I'm trying to figure out a good practice for designing a function with (many) optional components.
For a specific example, say I am interested in designing a feature extractor function that takes as input a document and returns a list of features extracted from the document.
Question
If there are many optional components, what kind of approach would be considered good practice and scalable?
Below are a couple options I have been able to think of, though there may be other approaches that I have not considered.
Approach 1: class based
class FeatureExtractor(object):
"""Extract features from text for use in classification."""
def __init__(self, term_frequency=False, consider_negation=False,
pos_tags=False):
self.term_frequency = term_frequency
self.consider_negation = consider_negation
self.pos_tags = pos_tags
# Could be many more ...
def extract(self, document):
"""Extract features from a document."""
features = []
if self.term_frequency:
features.extend(self.extract_term_frequency(document))
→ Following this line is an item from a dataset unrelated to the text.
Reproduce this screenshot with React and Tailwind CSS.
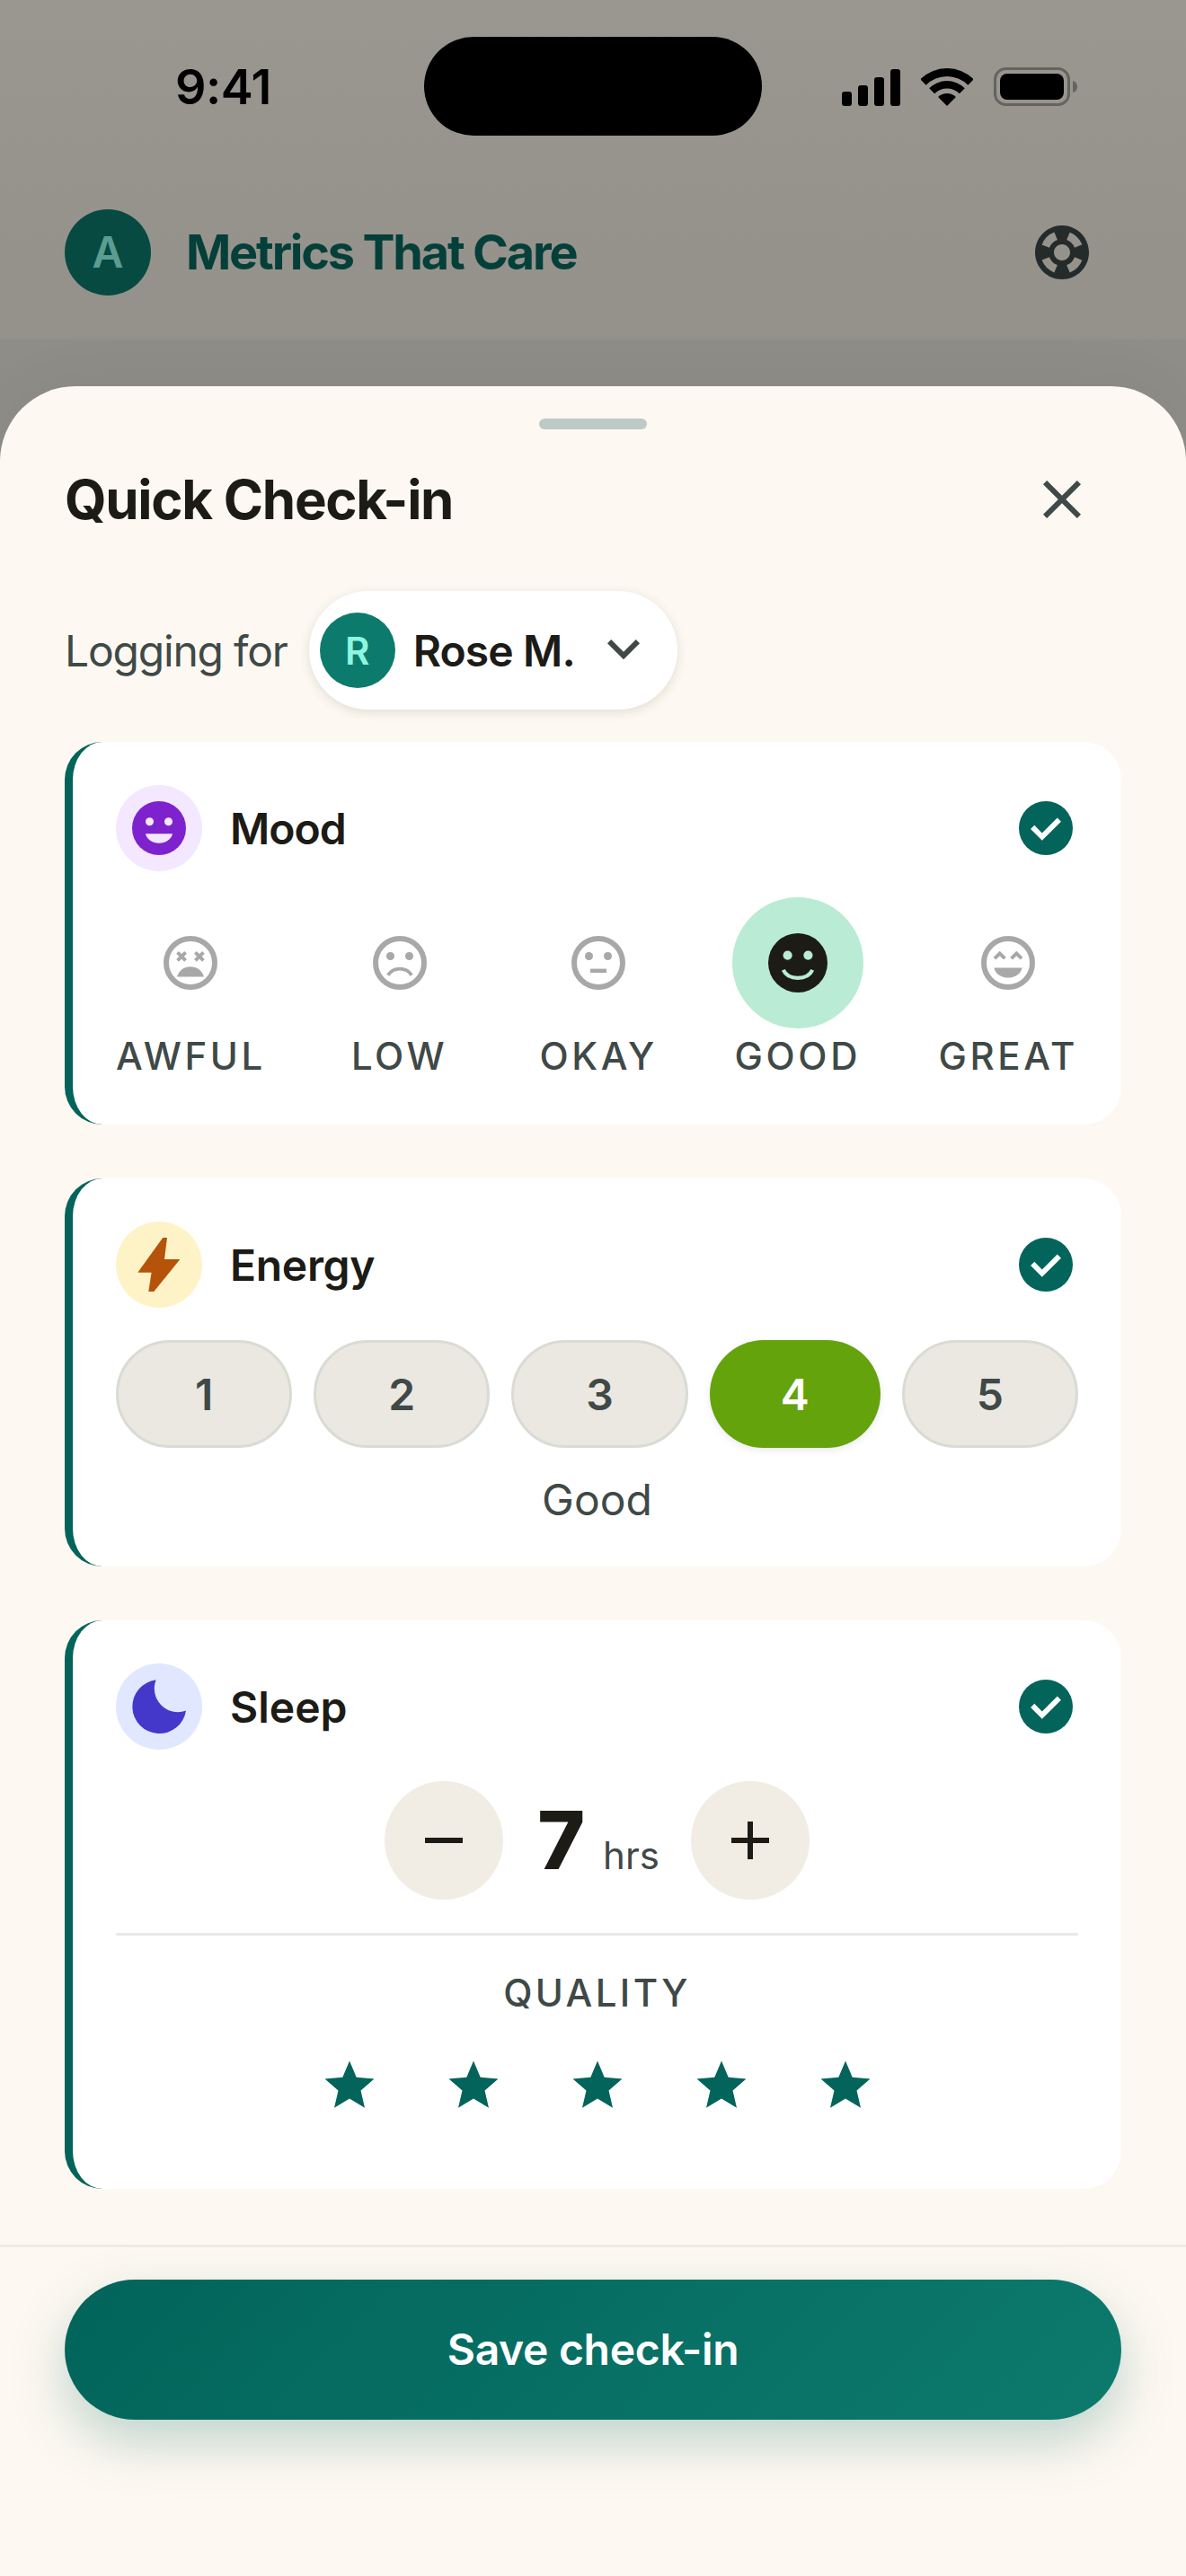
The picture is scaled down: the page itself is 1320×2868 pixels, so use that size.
import React from 'react';
import { MdSupport } from 'react-icons/md';

const FONT = { fontFamily: 'Inter, sans-serif' };

const CheckBadge = () => (
    <svg viewBox="0 0 24 24" className="w-[72px] h-[72px]">
        <circle cx="12" cy="12" r="10" fill="#02645a" />
        <path d="m10.6 16.6 7.05-7.05-1.4-1.4-5.65 5.65-2.85-2.85-1.4 1.4 4.25 4.25Z" fill="#fff" />
    </svg>
);

const FaceOutline = ({ children }) => (
    <svg viewBox="0 0 24 24" className="w-[72px] h-[72px]">
        <circle cx="12" cy="12" r="9" fill="none" stroke="#a8a8a8" strokeWidth="2" />
        {children}
    </svg>
);

const AwfulFace = () => (
    <FaceOutline>
        <path d="M7.2 8.1l3 3M10.2 8.1l-3 3M13.8 8.1l3 3M16.8 8.1l-3 3" stroke="#a8a8a8" strokeWidth="1.3" fill="none" />
        <path d="M7 17.2C7.6 14.9 9.6 13.4 12 13.4s4.4 1.5 5 3.8Z" fill="#a8a8a8" />
    </FaceOutline>
);

const LowFace = () => (
    <FaceOutline>
        <circle cx="8.5" cy="9.5" r="1.5" fill="#a8a8a8" />
        <circle cx="15.5" cy="9.5" r="1.5" fill="#a8a8a8" />
        <path d="M7.6 16.6C8.6 15 10.2 14.2 12 14.2s3.4.8 4.4 2.4" stroke="#a8a8a8" strokeWidth="1.3" fill="none" />
    </FaceOutline>
);

const OkayFace = () => (
    <FaceOutline>
        <circle cx="8.5" cy="9.5" r="1.5" fill="#a8a8a8" />
        <circle cx="15.5" cy="9.5" r="1.5" fill="#a8a8a8" />
        <rect x="9" y="14.2" width="6" height="1.5" fill="#a8a8a8" />
    </FaceOutline>
);

const GoodFace = () => (
    <svg viewBox="0 0 24 24" className="w-[72px] h-[72px]">
        <circle cx="12" cy="12" r="11" fill="#1c1b16" />
        <circle cx="8.2" cy="9.2" r="1.7" fill="#b9ebd5" />
        <circle cx="15.8" cy="9.2" r="1.7" fill="#b9ebd5" />
        <path d="M6.6 14.6C7.6 16.8 9.6 17.6 12 17.6s4.4-.8 5.4-3" stroke="#b9ebd5" strokeWidth="1.4" fill="none" />
    </svg>
);

const GreatFace = () => (
    <FaceOutline>
        <path d="M7 10.4l1.9-1.9 1.9 1.9M13.2 10.4l1.9-1.9 1.9 1.9" stroke="#a8a8a8" strokeWidth="1.3" fill="none" />
        <path d="M6.8 13.8h10.4C16.8 16 14.6 17.5 12 17.5s-4.8-1.5-5.2-3.7Z" fill="#a8a8a8" />
    </FaceOutline>
);

const moods = [
    { label: 'AWFUL', Face: AwfulFace },
    { label: 'LOW', Face: LowFace },
    { label: 'OKAY', Face: OkayFace },
    { label: 'GOOD', Face: GoodFace, active: true },
    { label: 'GREAT', Face: GreatFace, extra: 'ml-[8px]' },
];

const CardHeader = ({ title, tint, tracking, children }) => (
    <div className="flex items-center justify-between">
        <div className="flex items-center gap-[31px]">
            <div className={`w-[96px] h-[96px] rounded-full flex items-center justify-center ${tint}`}>
                {children}
            </div>
            <span className={`pt-[2px] text-[48px] leading-[60px] font-semibold text-[#1c1b16] ${tracking}`}>{title}</span>
        </div>
        <CheckBadge />
    </div>
);

const Card = ({ className, children }) => (
    <section className={`bg-white rounded-[42px] border-l-[9px] border-[#02645a] pl-[48px] pr-[48px] pt-[48px] ${className}`}>
        {children}
    </section>
);

const StatusIcons = () => (
    <div className="flex items-end gap-[23px] ml-[89px]">
        <svg width="65" height="41" viewBox="0 0 65 41" fill="#000">
            <rect x="0" y="25" width="11" height="16" rx="3" />
            <rect x="18" y="18" width="11" height="23" rx="3" />
            <rect x="36" y="9" width="11" height="32" rx="3" />
            <rect x="54" y="0" width="11" height="41" rx="3" />
        </svg>
        <svg width="58" height="42" viewBox="0 0 58 42" fill="#000">
            <path d="M-.7 12.3A42 42 0 0 1 58.7 12.3L52.3 18.7A33 33 0 0 0 5.7 18.7Z" />
            <path d="M9.2 22.2A28 28 0 0 1 48.8 22.2L42.8 28.2A19.5 19.5 0 0 0 15.2 28.2Z" />
            <path d="M19.1 32.1A14 14 0 0 1 38.9 32.1L29 42Z" />
        </svg>
        <svg width="94" height="43" viewBox="0 0 94 43">
            <rect x="1.5" y="1.5" width="82" height="40" rx="12" fill="none" stroke="#66635f" strokeWidth="3" />
            <rect x="7" y="7" width="71" height="29" rx="8" fill="#000" />
            <path d="M88 15c3 .6 5 3.2 5 6.500s-2 5.900-5 6.500Z" fill="#66635f" />
        </svg>
    </div>
);

const App = () => {
    return (
        <div className="w-[1320px] h-[2868px] flex flex-col overflow-hidden bg-[#8f8d87]" style={FONT}>
            <div className="h-[378px] shrink-0 bg-gradient-to-b from-[#9a9791] to-[#94918b]">
                <div className="flex items-center pt-[41px]">
                    <span className="ml-[195px] w-[277px] pt-[2px] text-[54px] leading-[64px] font-semibold tracking-[-0.5px] text-black">9:41</span>
                    <div className="w-[376px] h-[110px] rounded-full bg-black" />
                    <StatusIcons />
                </div>
                <div className="flex items-center justify-between pl-[72px] pr-[102px] mt-[82px]">
                    <div className="flex items-center gap-[39px]">
                        <div className="w-[96px] h-[96px] rounded-full bg-[#074a42] flex items-center justify-center text-[48px] font-semibold text-[#5c9c91]">A</div>
                        <span className="text-[54px] leading-[64px] font-bold tracking-[-2.2px] text-[#053f39]">Metrics That Care</span>
                    </div>
                    <MdSupport className="w-[72px] h-[72px] text-[#252b2a]" />
                </div>
            </div>

            <div className="h-[52px] shrink-0" />

            <div className="flex-1 rounded-t-[84px] bg-[#fdf9f2] flex flex-col shadow-[0_-12px_60px_rgba(0,0,0,0.04)]">
                <div className="w-[120px] h-[12px] mt-[36px] mx-auto rounded-full bg-[#bdcac6]" />

                <div className="flex items-center justify-between pl-[72px] pr-[102px] mt-[42px]">
                    <h2 className="text-[60px] leading-[72px] font-bold tracking-[-1.3px] text-[#1c1b16]">Quick Check-in</h2>
                    <svg viewBox="0 0 24 24" className="w-[72px] h-[72px]" fill="#3f4947">
                        <path d="M6.400 19 5 17.600 10.600 12 5 6.400 6.400 5 12 10.600 17.600 5 19 6.400 13.400 12 19 17.600 17.600 19 12 13.400 6.400 19Z" />
                    </svg>
                </div>

                <div className="flex items-center gap-[24px] px-[72px] mt-[66px]">
                    <span className="pt-[2px] text-[48px] leading-[60px] tracking-[-1.2px] text-[#3f4947]">Logging for</span>
                    <button className="h-[132px] flex items-center pl-[12px] pr-[24px] rounded-full bg-white shadow-[0_3px_12px_rgba(60,50,30,0.14)]">
                        <span className="w-[84px] h-[84px] rounded-full bg-[#0d7a6e] flex items-center justify-center text-[42px] font-semibold text-[#8ff5df]">R</span>
                        <span className="ml-[20px] pt-[2px] text-[48px] leading-[60px] font-semibold tracking-[-0.9px] text-[#1c1b16]">Rose M.</span>
                        <svg viewBox="0 0 24 24" className="w-[72px] h-[72px] ml-[18px]" fill="#3f4947">
                            <path d="M12 15.400 6 9.400 7.400 8 12 12.600 16.600 8 18 9.400 12 15.400Z" />
                        </svg>
                    </button>
                </div>

                <div className="flex flex-col gap-[60px] px-[72px] mt-[36px]">
                    <Card className="h-[426px]">
                        <CardHeader title="Mood" tint="bg-[#f3e8ff]" tracking="tracking-[-0.96px]">
                            <svg viewBox="0 0 24 24" className="w-[72px] h-[72px]">
                                <circle cx="12" cy="12" r="10" fill="#7e22ce" />
                                <circle cx="8.500" cy="9.600" r="1.500" fill="#f3e8ff" />
                                <circle cx="15.500" cy="9.600" r="1.500" fill="#f3e8ff" />
                                <path d="M7 14.100h10C16.600 16.200 14.500 17.600 12 17.600s-4.600-1.400-5-3.500Z" fill="#f3e8ff" />
                            </svg>
                        </CardHeader>
                        <div className="flex justify-between mt-[29px]">
                            {moods.map(({ label, Face, active, extra }) => (
                                <div key={label} className={`flex flex-col items-center ${extra || ''}`}>
                                    <div className={`w-[146px] h-[146px] rounded-full flex items-center justify-center ${active ? 'bg-[#b9ebd5]' : ''}`}>
                                        <Face />
                                    </div>
                                    <span className="mt-[4px] text-[42px] leading-[54px] font-medium tracking-[3.6px] text-[#3f4947]">{label}</span>
                                </div>
                            ))}
                        </div>
                    </Card>

                    <Card className="h-[432px]">
                        <CardHeader title="Energy" tint="bg-[#fef3c7]" tracking="tracking-[-0.3px]">
                            <svg viewBox="0 0 24 24" className="w-[72px] h-[72px]">
                                <polygon points="13.400,2 15,2 14,10 19.800,10 10.100,22 8.100,22 9.200,14.900 4.100,14.900" fill="#b45309" />
                            </svg>
                        </CardHeader>
                        <div className="flex gap-[24px] mt-[36px]">
                            {[1, 2, 3, 4, 5].map((n) => (
                                <div
                                    key={n}
                                    className={n === 4
                                        ? 'flex-1 h-[120px] rounded-full bg-[#65a30d] flex items-center justify-center pt-[2px] text-[48px] font-semibold text-white shadow-[0_3px_9px_rgba(0,0,0,0.08)]'
                                        : 'flex-1 h-[120px] rounded-full bg-[#ebe8e1] border-[3px] border-[#d9dbd4] flex items-center justify-center pt-[2px] text-[48px] font-semibold text-[#3f4947]'}
                                >
                                    {n}
                                </div>
                            ))}
                        </div>
                        <p className="mt-[28px] text-center text-[48px] leading-[60px] text-[#3f4947]">Good</p>
                    </Card>

                    <Card className="h-[633px]">
                        <CardHeader title="Sleep" tint="bg-[#e0e7ff]" tracking="tracking-normal">
                            <svg viewBox="0 0 24 24" className="w-[72px] h-[72px]">
                                <path d="M10.900 2.100A10 10 0 1 0 22 13.500 8.700 8.700 0 0 1 10.900 2.100Z" fill="#4338ca" />
                            </svg>
                        </CardHeader>
                        <div className="flex items-center justify-center gap-[35px] mt-[35px]">
                            <button className="w-[132px] h-[132px] rounded-full bg-[#f1ede5] flex items-center justify-center">
                                <svg viewBox="0 0 24 24" className="w-[72px] h-[72px]" fill="#1c1b16"><rect x="5" y="11" width="14" height="2" /></svg>
                            </button>
                            <div className="flex items-baseline gap-[20px] pl-[3px]">
                                <span className="text-[90px] leading-[110px] font-extrabold text-[#1c1b16]">7</span>
                                <span className="text-[42px] leading-[50px] text-[#3f4947]">hrs</span>
                            </div>
                            <button className="w-[132px] h-[132px] rounded-full bg-[#f1ede5] flex items-center justify-center">
                                <svg viewBox="0 0 24 24" className="w-[72px] h-[72px]" fill="#1c1b16"><path d="M11 19v-6H5v-2h6V5h2v6h6v2h-6v6h-2Z" /></svg>
                            </button>
                        </div>
                        <div className="h-[3px] bg-[#e6ebe9] mt-[37px]" />
                        <p className="mt-[37px] text-center text-[42px] leading-[54px] font-medium tracking-[3.4px] text-[#3f4947]">QUALITY</p>
                        <div className="flex justify-center gap-[72px] mt-[43px]">
                            {[1, 2, 3, 4, 5].map((n) => (
                                <svg key={n} viewBox="0 0 24 24" className="w-[66px] h-[66px]" fill="#02645a">
                                    <path d="M5.825 21 7.450 13.975 2 9.250l7.200-.625L12 2l2.800 6.625 7.200.625-5.450 4.725L18.175 21 12 17.275 5.825 21Z" />
                                </svg>
                            ))}
                        </div>
                    </Card>
                </div>

                <div className="mt-[62px] border-t-[3px] border-[#eeece4] pt-[36px] px-[72px]">
                    <button className="w-full h-[156px] rounded-full bg-[linear-gradient(135deg,#02645a,#0d7a6e)] text-white text-[48px] font-semibold tracking-[-0.3px] shadow-[0_24px_60px_rgba(2,100,90,0.25)]">
                        Save check-in
                    </button>
                </div>
            </div>
        </div>
    );
};

export default App;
if self.consider_negation:
features.extend(self.extract_negation(document))
if self.pos_tags:
features.extend(self.extract_pos_tags(document))
return features
def extract_term_frequency(self, document):
pass
def extract_negation(self, document):
pass
def extract_pos_tags(self, document):
pass
extractor = FeatureExtractor(term_frequency=True, consider_negation=True,
pos_tags=True)
extractor.extract(document)
Approach 2: function arguments
def extract(document, *functions):
"""Extract features from a document."""
features = []
for function in functions:
features.extend(function(document))
return features
def extract_term_frequency(document):
pass
def extract_negation(document):
pass
def extract_pos_tags(document):
pass
extract(document, extract_term_frequency, extract_negation, extract_pos_tags)
Approach 3: class with mixins or multiple inheritance
Something of a combination of the first and second approach, though I'm not sure how this would be done.
Any ideas on a direction to head would be greatly appreciated!